Q: What's the best way to diversify your travel experience, interact with locals, and have a rad time?
A: Opt for alternative Airbnbs.
And with the crazy amount of unique and alternative Airbnbs available, that's exactly what I did on my recent roadrip around the Pacific Northwest and back home to Minnesota.
I had stayed in Airbnb's before, both with my family and with large groups of friends–but I had never used them while traveling solo. It was probably my introverted nature that kept me from hitting that elusive "request to book" option. What if my host is a weirdo? What if some crazy awkward scenario plays out? What if this is all an elaborate set-up to kidnap unknowing travelers?
It is worth noting that all of my fears have been put to rest. After staying in five different Airbnb acommodations over the course of eleven days, I can confidently jump on the BnB bandwagon and absolutely advocate for others to try out Airbnbs for themselves. Not only are the hosts incredible people who are consistently interesting, informative, and respectful, but Airbnb has the power to connect you with accommodation styles that you could only conjur up in your wildest dreams.
After flying one-way from Minneapolis to Portland, Oregon, I had two days and two Airbnb reservations before I would meet up with one of my best friends to roadtrip through the PNW back home, and I won't lie and say that I wasn't a little bit nervous.
Night #1: Arbor Lodge Urban Farms
This was by far the cheapest option available on Airbnb in the Portland area. At $20 per night, I was offered a private, pre-pitched tent, an air mattress, and an outhouse, and by my standards that is absolutely adequate.
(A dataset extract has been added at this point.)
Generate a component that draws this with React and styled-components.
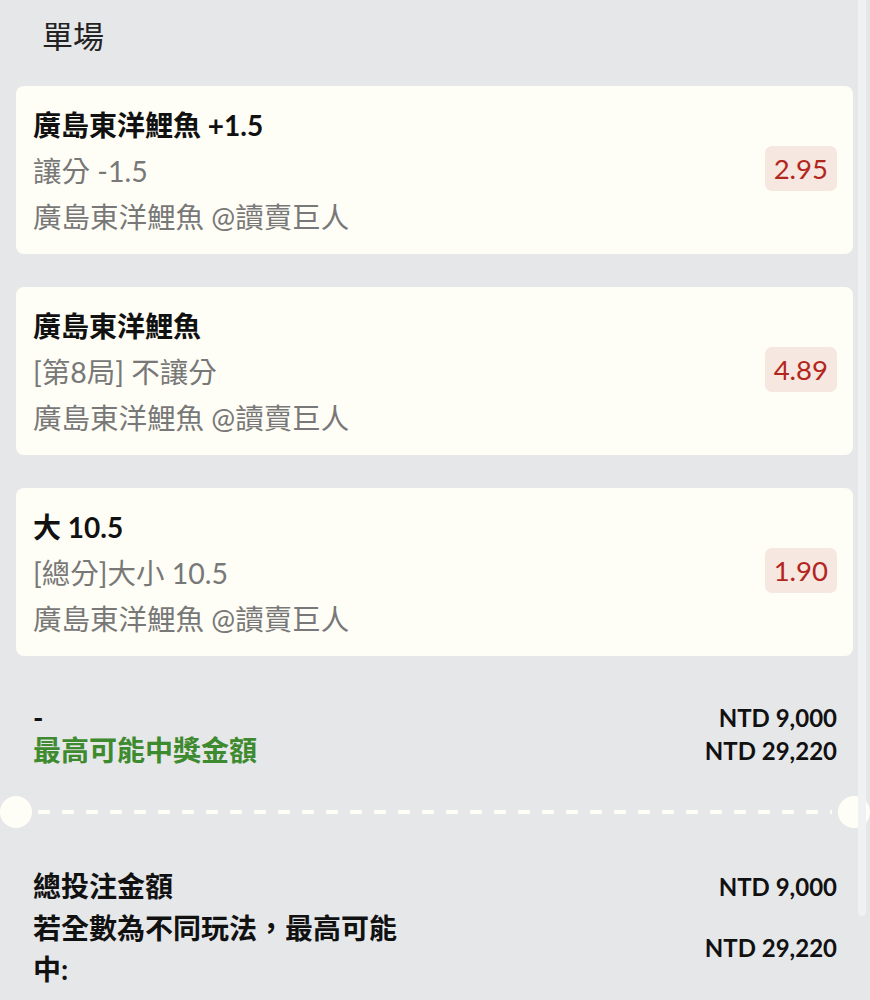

I knew I would be camping a lot on this trip already, so why not start somewhere that is just so Portland?
Located on the patio of an urban farm and in the same complex area as a community of tiny homes, this spot was a very pleasent place to start my Portland adventures. Safely tucked away behind lock, key, and extremely heavy gate (seriously, this thing takes a mountain of energy to budge), I felt comfortable leaving my basic belongings zipped in my tent, but carried with me my valuables.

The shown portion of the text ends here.